-- What is expected --
Skip the pictures and extract all of the lines exactly as written.

-- Dataset content --
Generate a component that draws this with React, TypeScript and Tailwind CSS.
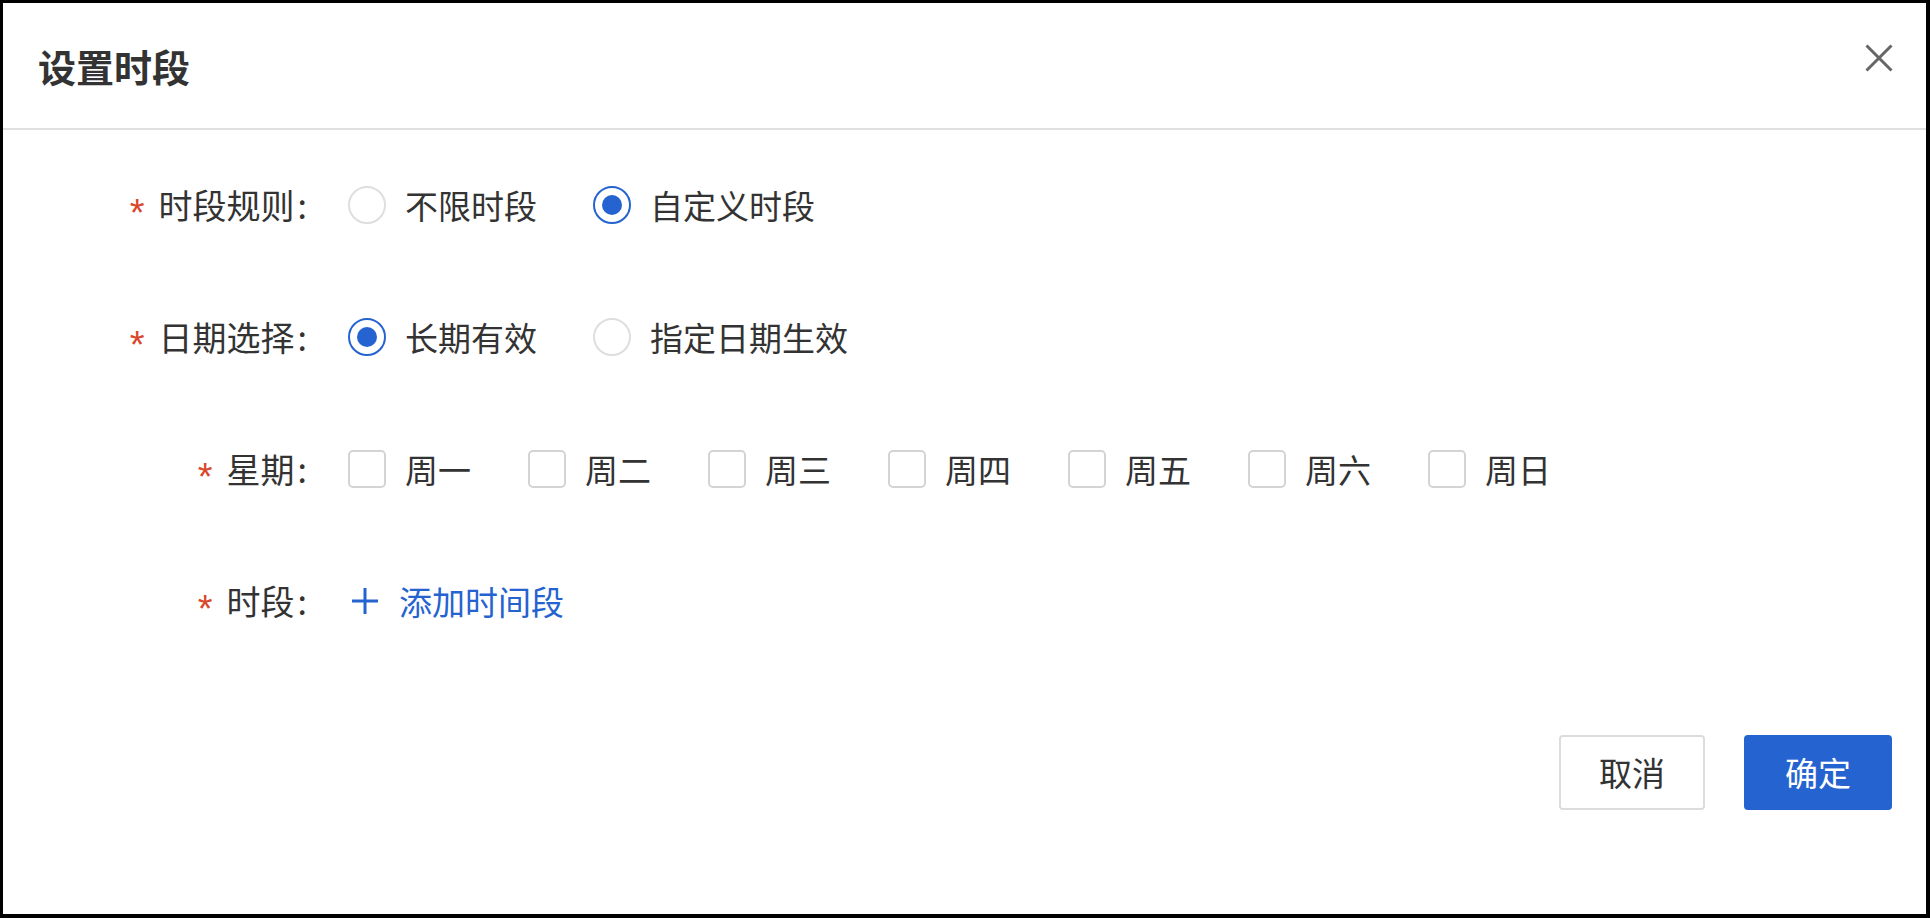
import { useState } from "react";

const BLUE = "#2563d0";

const weekdays = ["周一", "周二", "周三", "周四", "周五", "周六", "周日"];

const Label = ({ text }: { text: string }) => (
  <div className="w-[304px] shrink-0 flex items-center justify-end">
    <span className="font-['Liberation_Sans',sans-serif] text-[38px] leading-none text-[#d9472b] mr-[14px] translate-y-[8px]">
      *
    </span>
    <span className="text-[34px] leading-none text-[#333]">
      {text}
      <span className="ml-[3px]">:</span>
    </span>
  </div>
);

const Radio = ({
  checked,
  label,
  onClick,
}: {
  checked: boolean;
  label: string;
  onClick: () => void;
}) => (
  <button type="button" onClick={onClick} className="flex items-center mr-[56px]">
    <span
      className={
        checked
          ? "w-[38px] h-[38px] rounded-full border-[2.5px] border-[#2563d0] flex items-center justify-center"
          : "w-[38px] h-[38px] rounded-full border-2 border-[#dedede]"
      }
    >
      {checked && <span className="w-[20px] h-[20px] rounded-full bg-[#2563d0]" />}
    </span>
    <span className="ml-[19px] text-[33px] leading-none text-[#333]">{label}</span>
  </button>
);

export default function App() {
  const [rule, setRule] = useState("custom");
  const [dateMode, setDateMode] = useState("long");
  const [days, setDays] = useState<string[]>([]);

  const toggleDay = (d: string) =>
    setDays((prev) => (prev.includes(d) ? prev.filter((x) => x !== d) : [...prev, d]));

  return (
    <div className="w-[1930px] h-[918px] bg-white border-t-[3px] border-l-[3px] border-r-4 border-b-4 border-black flex flex-col font-['Noto_Sans_CJK_SC','Noto_Sans',sans-serif]">
      {/* header */}
      <div className="h-[127px] shrink-0 flex justify-between border-b-2 border-[#e0e0e0] pl-[35px] pr-[33px]">
        <h1 className="self-center text-[38px] leading-none font-semibold text-[#333]">设置时段</h1>
        <button type="button" className="self-start mt-[41px]">
          <svg width="28" height="28" viewBox="0 0 28 28" fill="none">
            <path d="M1.5 1.5 26.5 26.5M26.5 1.5 1.5 26.5" stroke="#666" strokeWidth="3" />
          </svg>
        </button>
      </div>

      {/* form */}
      <div className="flex flex-col gap-[72px] pt-[45px]">
        <div className="h-[60px] flex items-center">
          <Label text="时段规则" />
          <div className="ml-[41px] flex items-center">
            <Radio checked={rule === "all"} label="不限时段" onClick={() => setRule("all")} />
            <Radio checked={rule === "custom"} label="自定义时段" onClick={() => setRule("custom")} />
          </div>
        </div>

        <div className="h-[60px] flex items-center">
          <Label text="日期选择" />
          <div className="ml-[41px] flex items-center">
            <Radio checked={dateMode === "long"} label="长期有效" onClick={() => setDateMode("long")} />
            <Radio checked={dateMode === "range"} label="指定日期生效" onClick={() => setDateMode("range")} />
          </div>
        </div>

        <div className="h-[60px] flex items-center">
          <Label text="星期" />
          <div className="ml-[41px] flex items-center">
            {weekdays.map((d) => (
              <button
                key={d}
                type="button"
                onClick={() => toggleDay(d)}
                className="flex items-center mr-[57px]"
              >
                <span
                  className={
                    days.includes(d)
                      ? "w-[38px] h-[38px] rounded-[5px] border-2 border-[#2563d0] bg-[#2563d0]"
                      : "w-[38px] h-[38px] rounded-[5px] border-2 border-[#d4d4d4]"
                  }
                />
                <span className="ml-[19px] text-[33px] leading-none text-[#333]">{d}</span>
              </button>
            ))}
          </div>
        </div>

        <div className="h-[60px] flex items-center">
          <Label text="时段" />
          <button type="button" className="ml-[45px] flex items-center">
            <svg width="26" height="26" viewBox="0 0 26 26" fill="none">
              <path d="M13 0v26M0 13h26" stroke={BLUE} strokeWidth="3" />
            </svg>
            <span className="ml-[21px] text-[33px] leading-none text-[#2563d0]">添加时间段</span>
          </button>
        </div>
      </div>

      {/* footer */}
      <div className="mt-[104px] flex justify-end gap-[39px] pr-[34px]">
        <button
          type="button"
          className="w-[146px] h-[75px] rounded-[4px] border-2 border-[#dcdcdc] bg-white text-[33px] leading-none text-[#333]"
        >
          取消
        </button>
        <button
          type="button"
          className="w-[148px] h-[75px] rounded-[4px] bg-[#2563d0] text-[33px] leading-none text-white"
        >
          确定
        </button>
      </div>
    </div>
  );
}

-- Exercise response --
Generate a component that draws this with React, TypeScript and Tailwind CSS.
import { useState } from "react";

const BLUE = "#2563d0";

const weekdays = ["周一", "周二", "周三", "周四", "周五", "周六", "周日"];

const Label = ({ text }: { text: string }) => (
  <div className="w-[304px] shrink-0 flex items-center justify-end">
    <span className="font-['Liberation_Sans',sans-serif] text-[38px] leading-none text-[#d9472b] mr-[14px] translate-y-[8px]">
      *
    </span>
    <span className="text-[34px] leading-none text-[#333]">
      {text}
      <span className="ml-[3px]">:</span>
    </span>
  </div>
);

const Radio = ({
  checked,
  label,
  onClick,
}: {
  checked: boolean;
  label: string;
  onClick: () => void;
}) => (
  <button type="button" onClick={onClick} className="flex items-center mr-[56px]">
    <span
      className={
        checked
          ? "w-[38px] h-[38px] rounded-full border-[2.5px] border-[#2563d0] flex items-center justify-center"
          : "w-[38px] h-[38px] rounded-full border-2 border-[#dedede]"
      }
    >
      {checked && <span className="w-[20px] h-[20px] rounded-full bg-[#2563d0]" />}
    </span>
    <span className="ml-[19px] text-[33px] leading-none text-[#333]">{label}</span>
  </button>
);

export default function App() {
  const [rule, setRule] = useState("custom");
  const [dateMode, setDateMode] = useState("long");
  const [days, setDays] = useState<string[]>([]);

  const toggleDay = (d: string) =>
    setDays((prev) => (prev.includes(d) ? prev.filter((x) => x !== d) : [...prev, d]));

  return (
    <div className="w-[1930px] h-[918px] bg-white border-t-[3px] border-l-[3px] border-r-4 border-b-4 border-black flex flex-col font-['Noto_Sans_CJK_SC','Noto_Sans',sans-serif]">
      {/* header */}
      <div className="h-[127px] shrink-0 flex justify-between border-b-2 border-[#e0e0e0] pl-[35px] pr-[33px]">
        <h1 className="self-center text-[38px] leading-none font-semibold text-[#333]">设置时段</h1>
        <button type="button" className="self-start mt-[41px]">
          <svg width="28" height="28" viewBox="0 0 28 28" fill="none">
            <path d="M1.5 1.5 26.5 26.5M26.5 1.5 1.5 26.5" stroke="#666" strokeWidth="3" />
          </svg>
        </button>
      </div>

      {/* form */}
      <div className="flex flex-col gap-[72px] pt-[45px]">
        <div className="h-[60px] flex items-center">
          <Label text="时段规则" />
          <div className="ml-[41px] flex items-center">
            <Radio checked={rule === "all"} label="不限时段" onClick={() => setRule("all")} />
            <Radio checked={rule === "custom"} label="自定义时段" onClick={() => setRule("custom")} />
          </div>
        </div>

        <div className="h-[60px] flex items-center">
          <Label text="日期选择" />
          <div className="ml-[41px] flex items-center">
            <Radio checked={dateMode === "long"} label="长期有效" onClick={() => setDateMode("long")} />
            <Radio checked={dateMode === "range"} label="指定日期生效" onClick={() => setDateMode("range")} />
          </div>
        </div>

        <div className="h-[60px] flex items-center">
          <Label text="星期" />
          <div className="ml-[41px] flex items-center">
            {weekdays.map((d) => (
              <button
                key={d}
                type="button"
                onClick={() => toggleDay(d)}
                className="flex items-center mr-[57px]"
              >
                <span
                  className={
                    days.includes(d)
                      ? "w-[38px] h-[38px] rounded-[5px] border-2 border-[#2563d0] bg-[#2563d0]"
                      : "w-[38px] h-[38px] rounded-[5px] border-2 border-[#d4d4d4]"
                  }
                />
                <span className="ml-[19px] text-[33px] leading-none text-[#333]">{d}</span>
              </button>
            ))}
          </div>
        </div>

        <div className="h-[60px] flex items-center">
          <Label text="时段" />
          <button type="button" className="ml-[45px] flex items-center">
            <svg width="26" height="26" viewBox="0 0 26 26" fill="none">
              <path d="M13 0v26M0 13h26" stroke={BLUE} strokeWidth="3" />
            </svg>
            <span className="ml-[21px] text-[33px] leading-none text-[#2563d0]">添加时间段</span>
          </button>
        </div>
      </div>

      {/* footer */}
      <div className="mt-[104px] flex justify-end gap-[39px] pr-[34px]">
        <button
          type="button"
          className="w-[146px] h-[75px] rounded-[4px] border-2 border-[#dcdcdc] bg-white text-[33px] leading-none text-[#333]"
        >
          取消
        </button>
        <button
          type="button"
          className="w-[148px] h-[75px] rounded-[4px] bg-[#2563d0] text-[33px] leading-none text-white"
        >
          确定
        </button>
      </div>
    </div>
  );
}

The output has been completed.